Un détail nous est encore paru significatif. Alors que la Guyane passait au milieu du XXe siècle du statut de colonie à celui de département français d’outre-mer, la France voulut exorciser, en quelque sorte, le sol national de cette tache honteuse que représentait le bagne sur le plan international. La propagande du ministère des Affaires étrangères fit alors valoir, en 1949, que la Guyane était devenue une terre libre et ouverte aux initiatives après avoir été, « comme le Canada […] un pays de convicts » (p. 326). Cela nous a semblé révélateur de cette vieille conception, manifestement encore persistante à cette époque, de l’utilité des colonies.

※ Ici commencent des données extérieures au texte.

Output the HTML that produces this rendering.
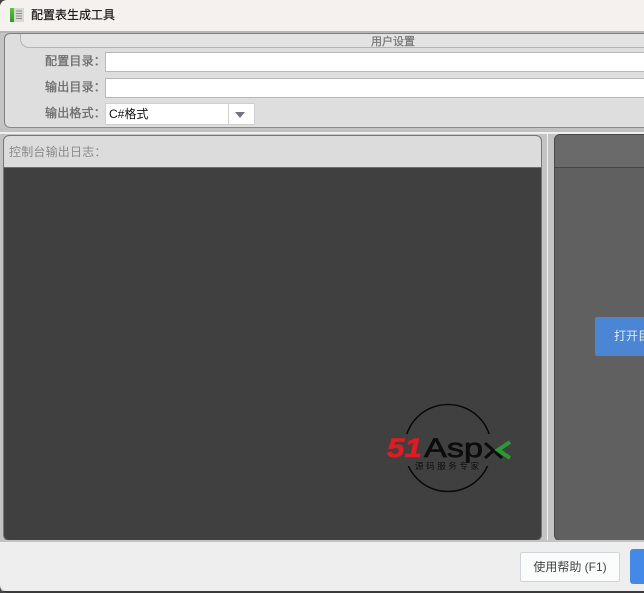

Depuis le mythe de l’Eldorado, les colonies s’étaient incrustées dans l’imaginaire métropolitain comme des lieux quasi mythiques, symboles de la puissance, de la gloire et de l’opulence de la métropole. Exemptes de grandes richesses facilement exploitables, la Guyane et la Nouvelle-France avaient déçu et projeté dans l’imaginaire collectif l’image de lieux malsains, tout juste bons, peut-être, à absorber les « convicts » et les indésirables de la métropole.

« Plutôt que de questionner l’échec du bagne, c’est-à-dire de la colonisation de la Guyane par l’élément pénal, écrit Jean-Lucien Sanchez dans sa conclusion, ne faut-il pas voir dans le maintien de cette institution durant soixante-dix ans et sa reconduction sur une aussi longue période le signe de son utilité et de sa réussite ? » Le bagne fut « un outil répressif et une déclinaison parmi d’autres de l’usage d’une colonie au sein de l’empire colonial français […]. La colonisation par l’élément pénal est un leurre destiné à légitimer le recours à une pénalité excessive et sévère contre des délinquants et des vagabonds multirécidivistes. On ne corrige pas des incorrigibles, on s’en débarrasse sans espoir de retour en les confiant à un vaste archipel carcéral qui a pour mission de gérer à distance toute cette misère humaine » (p. 338-339).